Written request: Go through the records and extract every line with the word "that".

*** Exercise material

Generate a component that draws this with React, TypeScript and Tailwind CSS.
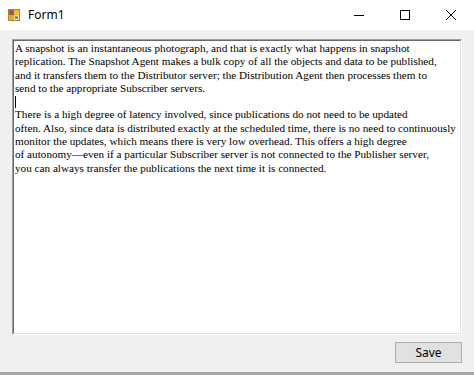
import React from "react";

const para1 = [
  "A snapshot is an instantaneous photograph, and that is exactly what happens in snapshot",
  "replication. The Snapshot Agent makes a bulk copy of all the objects and data to be published,",
  "and it transfers them to the Distributor server; the Distribution Agent then processes them to",
  "send to the appropriate Subscriber servers.",
];
const para2 = [
  "There is a high degree of latency involved, since publications do not need to be updated",
  "often. Also, since data is distributed exactly at the scheduled time, there is no need to continuously",
  "monitor the updates, which means there is very low overhead. This offers a high degree",
  "of autonomy\u2014even if a particular Subscriber server is not connected to the Publisher server,",
  "you can always transfer the publications the next time it is connected.",
];

function FormIcon() {
  return (
    <svg width="12" height="12" viewBox="0 0 12 12">
      <rect x="0.5" y="0.5" width="11" height="11" fill="#f4c542" stroke="#b08a2a" strokeWidth="1" />
      <rect x="1" y="1" width="5" height="5" fill="#d9452b" />
      <rect x="6" y="1" width="5" height="5" fill="#f2b830" />
      <rect x="1" y="6" width="5" height="5" fill="#e8a33a" />
      <rect x="6" y="6" width="5" height="5" fill="#fbe27a" />
      <rect x="2" y="2.5" width="3" height="2" fill="#3a6fc4" />
      <rect x="7" y="7.5" width="3" height="2" fill="#3a6fc4" />
    </svg>
  );
}

export default function App() {
  return (
    <div className="w-[474px] h-[375px] flex flex-col bg-[#f0f0f0] overflow-hidden">
      {/* Title bar */}
      <div className="h-[30px] bg-white flex items-center shrink-0">
        <div className="ml-[8px] flex items-center">
          <FormIcon />
        </div>
        <span className="ml-[8px] text-[12px] text-black font-['Segoe_UI','Noto_Sans',sans-serif] leading-none">
          Form1
        </span>
        <div className="ml-auto flex h-full">
          <div className="w-[46px] h-full flex items-center justify-center">
            <svg width="10" height="10" viewBox="0 0 10 10">
              <line x1="0" y1="5.5" x2="10" y2="5.5" stroke="#000" strokeWidth="1" />
            </svg>
          </div>
          <div className="w-[46px] h-full flex items-center justify-center">
            <svg width="10" height="10" viewBox="0 0 10 10">
              <rect x="0.5" y="0.5" width="9" height="9" fill="none" stroke="#000" strokeWidth="1" />
            </svg>
          </div>
          <div className="w-[46px] h-full flex items-center justify-center">
            <svg width="10" height="10" viewBox="0 0 10 10">
              <path d="M0 0 L10 10 M10 0 L0 10" stroke="#000" strokeWidth="1" />
            </svg>
          </div>
        </div>
      </div>

      {/* Body */}
      <div className="flex-1 flex flex-col pl-[12px] pr-[12px] pt-[9px] border-b-[3px] border-[#a8a8a8]">
        <div className="h-[296px] border-t border-l border-[#a0a0a0] border-r border-b border-r-white border-b-white">
          <div className="h-full border-t border-l border-[#696969] border-r border-b border-r-[#e3e3e3] border-b-[#e3e3e3] bg-white px-[1px] pt-[1px] font-['Liberation_Serif','Times_New_Roman',serif] text-[11.2px] leading-[13.3px] text-black">
            {para1.map((l) => (
              <div key={l} className="whitespace-nowrap">{l}</div>
            ))}
            <div className="h-[13.3px] flex items-center">
              <div className="w-px h-[12px] bg-black" />
            </div>
            {para2.map((l) => (
              <div key={l} className="whitespace-nowrap">{l}</div>
            ))}
          </div>
        </div>
        <div className="flex justify-end mt-[7px]">
          <button className="w-[67px] h-[21px] bg-[#e1e1e1] border border-[#adadad] text-[12px] text-black font-['Segoe_UI','Noto_Sans',sans-serif] leading-none">
            Save
          </button>
        </div>
      </div>
    </div>
  );
}
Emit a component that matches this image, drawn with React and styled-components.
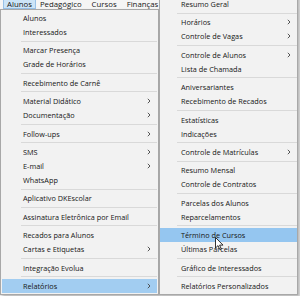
import React from "react";
import styled, { createGlobalStyle } from "styled-components";

const GlobalStyle = createGlobalStyle`
  html, body {
    margin: 0;
    padding: 0;
    background: #ffffff;
  }
  body {
    font-family: "Open Sans", "Noto Sans", sans-serif;
    color: #151515;
  }
`;

const Screen = styled.div`
  position: relative;
  width: 300px;
  height: 296px;
  overflow: hidden;
  background: #f3f3f3;
`;

const MenuBar = styled.div`
  display: flex;
  height: 9px;
  padding-left: 3px;
  background: #f5f5f5;
  overflow: hidden;
`;

const BarItem = styled.div`
  box-sizing: border-box;
  height: 12px;
  margin-top: -3px;
  padding: 0 ${(p) => p.$pad}px 0 3px;
  font-size: 7.8px;
  line-height: 12px;
  white-space: nowrap;
  background: ${(p) => (p.$open ? "#cce4f7" : "transparent")};
  border: 1px solid ${(p) => (p.$open ? "#99c2e8" : "transparent")};
`;

const Dropdown = styled.div`
  position: relative;
  box-sizing: border-box;
  width: 159px;
  padding: 1px;
  background: #f2f2f2;
  border: 1px solid #a8a8a8;
  box-shadow: 2px 2px 3px rgba(0, 0, 0, 0.25);
`;

const SubMenu = styled(Dropdown)`
  position: absolute;
  left: 158px;
  top: -15px;
  width: 139px;
  padding: 1px 0;
`;

const Item = styled.div`
  display: flex;
  align-items: center;
  justify-content: space-between;
  height: 14px;
  padding: 0 6px 0 ${(p) => p.$indent}px;
  font-size: 7.3px;
  white-space: nowrap;
  background: ${(p) => (p.$hot ? p.$hot : "transparent")};
`;

const Separator = styled.div`
  display: flex;
  align-items: center;
  height: 4.4px;
  margin-left: ${(p) => p.$indent}px;

  &::after {
    content: "";
    flex: 1;
    height: 1px;
    background: #d9d9d9;
  }
`;

const Cursor = styled.svg`
  position: absolute;
  left: 215px;
  top: 237px;
`;

const leftItems = [
  "Alunos",
  "Interessados",
  "-",
  "Marcar Presença",
  "Grade de Horários",
  "-",
  "Recebimento de Carnê",
  "-",
  "Material Didático>",
  "Documentação>",
  "-",
  "Follow-ups>",
  "-",
  "SMS>",
  "E-mail>",
  "WhatsApp",
  "-",
  "Aplicativo DKEscolar",
  "-",
  "Assinatura Eletrônica por Email",
  "-",
  "Recados para Alunos",
  "Cartas e Etiquetas>",
  "-",
  "Integração Evolua",
  "-",
  "Relatórios>",
];

const rightItems = [
  "Resumo Geral",
  "-",
  "Horários>",
  "Controle de Vagas>",
  "-",
  "Controle de Alunos>",
  "Lista de Chamada",
  "-",
  "Aniversariantes",
  "Recebimento de Recados",
  "-",
  "Estatísticas",
  "Indicações",
  "-",
  "Controle de Matrículas>",
  "-",
  "Resumo Mensal",
  "Controle de Contratos",
  "-",
  "Parcelas dos Alunos",
  "Reparcelamentos",
  "-",
  "Término de Cursos",
  "Últimas Parcelas",
  "-",
  "Gráfico de Interessados",
  "-",
  "Relatórios Personalizados",
];

const Arrow = () => (
  <svg width="4" height="6" viewBox="0 0 4 6">
    <path d="M0.8 0.8 L3 3 L0.8 5.2" fill="none" stroke="#444" strokeWidth="0.9" />
  </svg>
);

const MenuList = ({ items, indent, sepIndent, hot, hotColor }) =>
  items.map((entry, i) => {
    if (entry === "-") return <Separator key={i} $indent={sepIndent} />;
    const hasArrow = entry.endsWith(">");
    const label = hasArrow ? entry.slice(0, -1) : entry;
    return (
      <Item key={i} $indent={indent} $hot={label === hot ? hotColor : null}>
        <span>{label}</span>
        {hasArrow && <Arrow />}
      </Item>
    );
  });

export default function App() {
  return (
    <Screen>
      <GlobalStyle />
      <MenuBar>
        <BarItem $open $pad={3}>Alunos</BarItem>
        <BarItem $pad={5}>Pedagógico</BarItem>
        <BarItem $pad={5}>Cursos</BarItem>
        <BarItem $pad={5}>Finanças</BarItem>
      </MenuBar>
      <Dropdown>
        <MenuList items={leftItems} indent={21} sepIndent={19} hot="Relatórios" hotColor="#a2cdf1" />
        <SubMenu>
          <MenuList items={rightItems} indent={21} sepIndent={17} hot="Término de Cursos" hotColor="#95c6f0" />
        </SubMenu>
      </Dropdown>
      <Cursor width="9" height="14" viewBox="0 0 9 14">
        <path d="M0.5 0.5 L0.5 11 L3 8.6 L4.8 12.6 L6.3 12 L4.6 8.1 L8 8.1 Z" fill="#fff" stroke="#000" strokeWidth="0.8" />
      </Cursor>
    </Screen>
  );
}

******

Output of the task:
Generate a component that draws this with React, TypeScript and Tailwind CSS.
  "A snapshot is an instantaneous photograph, and that is exactly what happens in snapshot",
Emit a component that matches this image, drawn with React and styled-components.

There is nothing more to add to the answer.